— What is needed —
Give every entry again, unchanged, and leave its images out.

[Pages as source code]
* * * *

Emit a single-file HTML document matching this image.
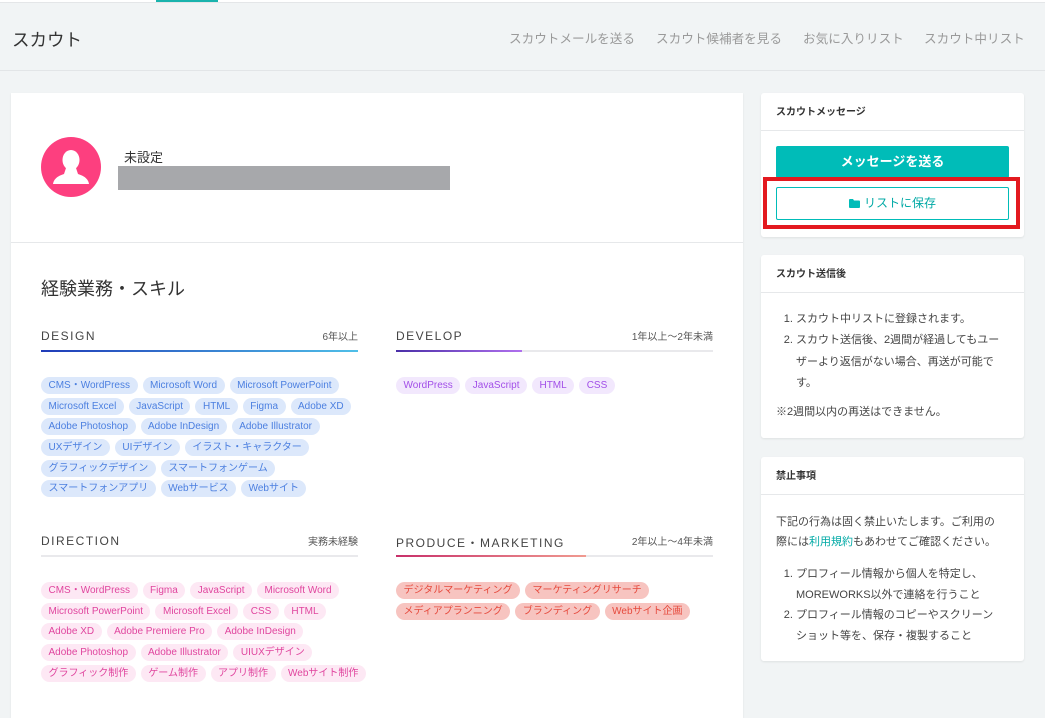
<!DOCTYPE html>
<html><head><meta charset="utf-8"><style>
*{margin:0;padding:0;box-sizing:border-box}
html,body{width:1045px;height:718px;overflow:hidden}
body{background:#f1f4f5;font-family:"Liberation Sans","Noto Sans CJK JP",sans-serif;color:#333;position:relative}
.abs{position:absolute}
.topline{left:0;top:0;width:1045px;height:3px;background:#fff;border-bottom:1px solid #e4e6e8}
.nav a{position:absolute;top:28px;font-size:12.6px;color:#9a9a9a;text-decoration:none;white-space:nowrap}
.card{position:absolute;background:#fff;border-radius:3px;box-shadow:0 1px 2px rgba(0,0,0,.08)}
.sh{font-size:10px;font-weight:bold;color:#333;padding:0 15px;height:38px;line-height:40px;border-bottom:1px solid #e6e8ea}
.col{position:absolute;width:317px}
.ch{height:22px;position:relative}
.ch b{font-weight:normal;font-size:12px;letter-spacing:1.5px;color:#444;position:absolute;left:0;top:1px}
.ch span{font-size:10px;color:#555;position:absolute;right:0;top:0}
.bar{height:2px;background:#e9e9ec;position:relative}
.bar i{position:absolute;left:0;top:0;height:2px}
.tags{margin-top:25px}
.tags div{display:flex;gap:5px;margin-bottom:3.7px;white-space:nowrap}
.tags span{font-size:10px;height:17px;line-height:17px;padding:0 7.5px;border-radius:9px;white-space:nowrap}
.blue span{background:#dce8fb;color:#4b7fe0}
.purp span{background:#f2e8fd;color:#a24fe8}
.pink span{background:#fde8f4;color:#e0459e}
.red span{background:#f7c4c0;color:#e64a3d}
ol{padding-left:20px;font-size:11px;line-height:21.3px;color:#444}
p.s{font-size:11px;line-height:20px;color:#444}
</style></head><body>
<div class="abs topline"></div>
<div class="abs" style="left:156px;top:0;width:62px;height:2px;background:#1ab3ad"></div>
<div class="abs" style="left:12px;top:27px;font-size:17.5px;color:#333">スカウト</div>
<div class="nav">
<a style="left:509px">スカウトメールを送る</a>
<a style="left:656px">スカウト候補者を見る</a>
<a style="left:803px">お気に入りリスト</a>
<a style="left:924px">スカウト中リスト</a>
</div>
<div class="abs" style="left:0;top:70px;width:1045px;height:1px;background:#e2e5e7"></div>

<div class="card" style="left:11px;top:93px;width:732px;height:625px;border-radius:0">
 <div class="abs" style="left:30px;top:44px;width:60px;height:60px;border-radius:50%;background:#fd3f7f;overflow:hidden">
  <svg width="60" height="60" viewBox="0 0 60 60"><ellipse cx="30" cy="23" rx="8.5" ry="10" fill="#fff"/><path d="M25 31 L35 31 L37 37 Q47 40 48 47 L12 47 Q13 40 23 37 Z" fill="#fff"/></svg>
 </div>
 <div class="abs" style="left:113px;top:54px;font-size:13px;color:#333">未設定</div>
 <div class="abs" style="left:107px;top:73px;width:332px;height:24px;background:#a7a8ab"></div>
 <div class="abs" style="left:0;top:149px;width:732px;height:1px;background:#e6e8ea"></div>
 <div class="abs" style="left:30px;top:182px;font-size:18px;color:#333">経験業務・スキル</div>

 <div class="col" style="left:30px;top:235px">
  <div class="ch"><b>DESIGN</b><span>6年以上</span></div>
  <div class="bar"><i style="width:317px;background:linear-gradient(90deg,#1f3bb8,#4fbfe8)"></i></div>
  <div class="tags blue">
   <div><span>CMS・WordPress</span><span>Microsoft Word</span><span>Microsoft PowerPoint</span></div>
   <div><span>Microsoft Excel</span><span>JavaScript</span><span>HTML</span><span>Figma</span><span>Adobe XD</span></div>
   <div><span>Adobe Photoshop</span><span>Adobe InDesign</span><span>Adobe Illustrator</span></div>
   <div><span>UXデザイン</span><span>UIデザイン</span><span>イラスト・キャラクター</span></div>
   <div><span>グラフィックデザイン</span><span>スマートフォンゲーム</span></div>
   <div><span>スマートフォンアプリ</span><span>Webサービス</span><span>Webサイト</span></div>
  </div>
 </div>
 <div class="col" style="left:385px;top:235px">
  <div class="ch"><b>DEVELOP</b><span>1年以上〜2年未満</span></div>
  <div class="bar"><i style="width:126px;background:linear-gradient(90deg,#4a2fa8,#b070ee)"></i></div>
  <div class="tags purp"><div><span>WordPress</span><span>JavaScript</span><span>HTML</span><span>CSS</span></div></div>
 </div>
 <div class="col" style="left:30px;top:440px">
  <div class="ch"><b>DIRECTION</b><span>実務未経験</span></div>
  <div class="bar"></div>
  <div class="tags pink">
   <div><span>CMS・WordPress</span><span>Figma</span><span>JavaScript</span><span>Microsoft Word</span></div>
   <div><span>Microsoft PowerPoint</span><span>Microsoft Excel</span><span>CSS</span><span>HTML</span></div>
   <div><span>Adobe XD</span><span>Adobe Premiere Pro</span><span>Adobe InDesign</span></div>
   <div><span>Adobe Photoshop</span><span>Adobe Illustrator</span><span>UIUXデザイン</span></div>
   <div><span>グラフィック制作</span><span>ゲーム制作</span><span>アプリ制作</span><span>Webサイト制作</span></div>
  </div>
 </div>
 <div class="col" style="left:385px;top:440px">
  <div class="ch"><b>PRODUCE・MARKETING</b><span>2年以上〜4年未満</span></div>
  <div class="bar"><i style="width:190px;background:linear-gradient(90deg,#c8306a,#f09a90)"></i></div>
  <div class="tags red">
   <div><span>デジタルマーケティング</span><span>マーケティングリサーチ</span></div>
   <div><span>メディアプランニング</span><span>ブランディング</span><span>Webサイト企画</span></div>
  </div>
 </div>
</div>

<div class="card" style="left:761px;top:93px;width:263px;height:144px">
 <div class="sh">スカウトメッセージ</div>
 <div class="abs" style="left:15px;top:53px;width:233px;height:32px;background:#00bcb8;border-radius:2px;color:#fff;font-size:13px;font-weight:bold;text-align:center;line-height:32px">メッセージを送る</div>
 <div class="abs" style="left:2px;top:84px;width:257px;height:52px;border:4px solid #e3191f"></div>
 <div class="abs" style="left:15px;top:94px;width:233px;height:33px;border:1px solid #00bcb8;border-radius:2px;color:#00a9a5;font-size:12px;text-align:center;line-height:31px"><svg width="11" height="9" viewBox="0 0 11 9" style="vertical-align:-1px;margin-right:4px"><path d="M0 1Q0 0 1 0H4L5 1.5H10Q11 1.5 11 2.5V8Q11 9 10 9H1Q0 9 0 8Z" fill="#00bcb8"/></svg>リストに保存</div>
</div>

<div class="card" style="left:761px;top:255px;width:263px;height:183px">
 <div class="sh">スカウト送信後</div>
 <div style="padding:16px 15px 0 15px">
  <ol><li>スカウト中リストに登録されます。</li><li>スカウト送信後、2週間が経過してもユーザーより返信がない場合、再送が可能です。</li></ol>
  <p class="s" style="margin-top:8px">※2週間以内の再送はできません。</p>
 </div>
</div>

<div class="card" style="left:761px;top:457px;width:263px;height:204px">
 <div class="sh">禁止事項</div>
 <div style="padding:17px 20px 0 15px">
  <p class="s">下記の行為は固く禁止いたします。ご利用の際には<span style="color:#00a9a5">利用規約</span>もあわせてご確認ください。</p>
  <ol style="margin-top:12px;line-height:20.5px"><li>プロフィール情報から個人を特定し、MOREWORKS以外で連絡を行うこと</li><li>プロフィール情報のコピーやスクリーンショット等を、保存・複製すること</li></ol>
 </div>
</div>
</body></html>
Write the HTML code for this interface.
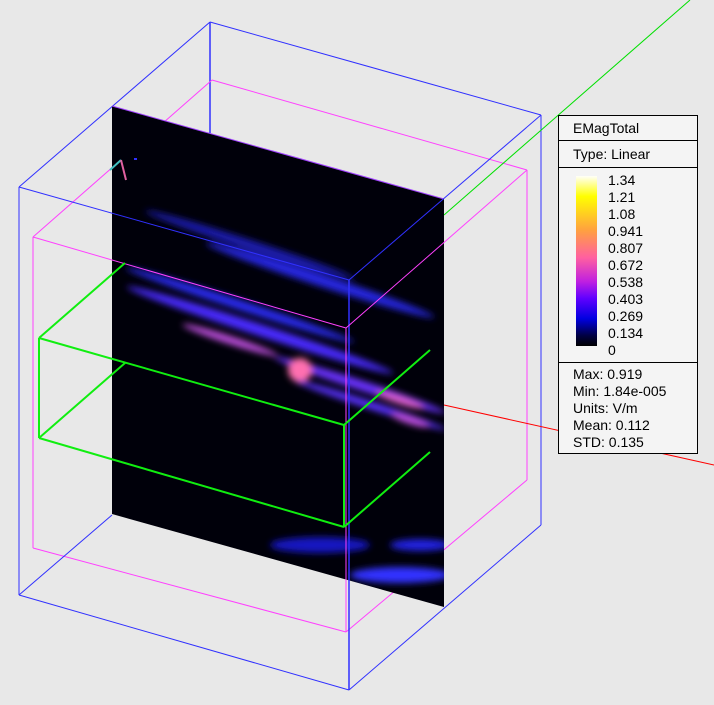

* * * *

— Written answer —
Emit a single-file HTML document matching this image.
<!DOCTYPE html>
<html><head><meta charset="utf-8"><style>
*{margin:0;padding:0;box-sizing:border-box}
html,body{width:1045px;height:718px;overflow:hidden}
body{background:#f1f4f5;font-family:"Liberation Sans","Noto Sans CJK JP",sans-serif;color:#333;position:relative}
.abs{position:absolute}
.topline{left:0;top:0;width:1045px;height:3px;background:#fff;border-bottom:1px solid #e4e6e8}
.nav a{position:absolute;top:28px;font-size:12.6px;color:#9a9a9a;text-decoration:none;white-space:nowrap}
.card{position:absolute;background:#fff;border-radius:3px;box-shadow:0 1px 2px rgba(0,0,0,.08)}
.sh{font-size:10px;font-weight:bold;color:#333;padding:0 15px;height:38px;line-height:40px;border-bottom:1px solid #e6e8ea}
.col{position:absolute;width:317px}
.ch{height:22px;position:relative}
.ch b{font-weight:normal;font-size:12px;letter-spacing:1.5px;color:#444;position:absolute;left:0;top:1px}
.ch span{font-size:10px;color:#555;position:absolute;right:0;top:0}
.bar{height:2px;background:#e9e9ec;position:relative}
.bar i{position:absolute;left:0;top:0;height:2px}
.tags{margin-top:25px}
.tags div{display:flex;gap:5px;margin-bottom:3.7px;white-space:nowrap}
.tags span{font-size:10px;height:17px;line-height:17px;padding:0 7.5px;border-radius:9px;white-space:nowrap}
.blue span{background:#dce8fb;color:#4b7fe0}
.purp span{background:#f2e8fd;color:#a24fe8}
.pink span{background:#fde8f4;color:#e0459e}
.red span{background:#f7c4c0;color:#e64a3d}
ol{padding-left:20px;font-size:11px;line-height:21.3px;color:#444}
p.s{font-size:11px;line-height:20px;color:#444}
</style></head><body>
<div class="abs topline"></div>
<div class="abs" style="left:156px;top:0;width:62px;height:2px;background:#1ab3ad"></div>
<div class="abs" style="left:12px;top:27px;font-size:17.5px;color:#333">スカウト</div>
<div class="nav">
<a style="left:509px">スカウトメールを送る</a>
<a style="left:656px">スカウト候補者を見る</a>
<a style="left:803px">お気に入りリスト</a>
<a style="left:924px">スカウト中リスト</a>
</div>
<div class="abs" style="left:0;top:70px;width:1045px;height:1px;background:#e2e5e7"></div>

<div class="card" style="left:11px;top:93px;width:732px;height:625px;border-radius:0">
 <div class="abs" style="left:30px;top:44px;width:60px;height:60px;border-radius:50%;background:#fd3f7f;overflow:hidden">
  <svg width="60" height="60" viewBox="0 0 60 60"><ellipse cx="30" cy="23" rx="8.5" ry="10" fill="#fff"/><path d="M25 31 L35 31 L37 37 Q47 40 48 47 L12 47 Q13 40 23 37 Z" fill="#fff"/></svg>
 </div>
 <div class="abs" style="left:113px;top:54px;font-size:13px;color:#333">未設定</div>
 <div class="abs" style="left:107px;top:73px;width:332px;height:24px;background:#a7a8ab"></div>
 <div class="abs" style="left:0;top:149px;width:732px;height:1px;background:#e6e8ea"></div>
 <div class="abs" style="left:30px;top:182px;font-size:18px;color:#333">経験業務・スキル</div>

 <div class="col" style="left:30px;top:235px">
  <div class="ch"><b>DESIGN</b><span>6年以上</span></div>
  <div class="bar"><i style="width:317px;background:linear-gradient(90deg,#1f3bb8,#4fbfe8)"></i></div>
  <div class="tags blue">
   <div><span>CMS・WordPress</span><span>Microsoft Word</span><span>Microsoft PowerPoint</span></div>
   <div><span>Microsoft Excel</span><span>JavaScript</span><span>HTML</span><span>Figma</span><span>Adobe XD</span></div>
   <div><span>Adobe Photoshop</span><span>Adobe InDesign</span><span>Adobe Illustrator</span></div>
   <div><span>UXデザイン</span><span>UIデザイン</span><span>イラスト・キャラクター</span></div>
   <div><span>グラフィックデザイン</span><span>スマートフォンゲーム</span></div>
   <div><span>スマートフォンアプリ</span><span>Webサービス</span><span>Webサイト</span></div>
  </div>
 </div>
 <div class="col" style="left:385px;top:235px">
  <div class="ch"><b>DEVELOP</b><span>1年以上〜2年未満</span></div>
  <div class="bar"><i style="width:126px;background:linear-gradient(90deg,#4a2fa8,#b070ee)"></i></div>
  <div class="tags purp"><div><span>WordPress</span><span>JavaScript</span><span>HTML</span><span>CSS</span></div></div>
 </div>
 <div class="col" style="left:30px;top:440px">
  <div class="ch"><b>DIRECTION</b><span>実務未経験</span></div>
  <div class="bar"></div>
  <div class="tags pink">
   <div><span>CMS・WordPress</span><span>Figma</span><span>JavaScript</span><span>Microsoft Word</span></div>
   <div><span>Microsoft PowerPoint</span><span>Microsoft Excel</span><span>CSS</span><span>HTML</span></div>
   <div><span>Adobe XD</span><span>Adobe Premiere Pro</span><span>Adobe InDesign</span></div>
   <div><span>Adobe Photoshop</span><span>Adobe Illustrator</span><span>UIUXデザイン</span></div>
   <div><span>グラフィック制作</span><span>ゲーム制作</span><span>アプリ制作</span><span>Webサイト制作</span></div>
  </div>
 </div>
 <div class="col" style="left:385px;top:440px">
  <div class="ch"><b>PRODUCE・MARKETING</b><span>2年以上〜4年未満</span></div>
  <div class="bar"><i style="width:190px;background:linear-gradient(90deg,#c8306a,#f09a90)"></i></div>
  <div class="tags red">
   <div><span>デジタルマーケティング</span><span>マーケティングリサーチ</span></div>
   <div><span>メディアプランニング</span><span>ブランディング</span><span>Webサイト企画</span></div>
  </div>
 </div>
</div>

<div class="card" style="left:761px;top:93px;width:263px;height:144px">
 <div class="sh">スカウトメッセージ</div>
 <div class="abs" style="left:15px;top:53px;width:233px;height:32px;background:#00bcb8;border-radius:2px;color:#fff;font-size:13px;font-weight:bold;text-align:center;line-height:32px">メッセージを送る</div>
 <div class="abs" style="left:2px;top:84px;width:257px;height:52px;border:4px solid #e3191f"></div>
 <div class="abs" style="left:15px;top:94px;width:233px;height:33px;border:1px solid #00bcb8;border-radius:2px;color:#00a9a5;font-size:12px;text-align:center;line-height:31px"><svg width="11" height="9" viewBox="0 0 11 9" style="vertical-align:-1px;margin-right:4px"><path d="M0 1Q0 0 1 0H4L5 1.5H10Q11 1.5 11 2.5V8Q11 9 10 9H1Q0 9 0 8Z" fill="#00bcb8"/></svg>リストに保存</div>
</div>

<div class="card" style="left:761px;top:255px;width:263px;height:183px">
 <div class="sh">スカウト送信後</div>
 <div style="padding:16px 15px 0 15px">
  <ol><li>スカウト中リストに登録されます。</li><li>スカウト送信後、2週間が経過してもユーザーより返信がない場合、再送が可能です。</li></ol>
  <p class="s" style="margin-top:8px">※2週間以内の再送はできません。</p>
 </div>
</div>

<div class="card" style="left:761px;top:457px;width:263px;height:204px">
 <div class="sh">禁止事項</div>
 <div style="padding:17px 20px 0 15px">
  <p class="s">下記の行為は固く禁止いたします。ご利用の際には<span style="color:#00a9a5">利用規約</span>もあわせてご確認ください。</p>
  <ol style="margin-top:12px;line-height:20.5px"><li>プロフィール情報から個人を特定し、MOREWORKS以外で連絡を行うこと</li><li>プロフィール情報のコピーやスクリーンショット等を、保存・複製すること</li></ol>
 </div>
</div>
</body></html>
Write the HTML code for this interface.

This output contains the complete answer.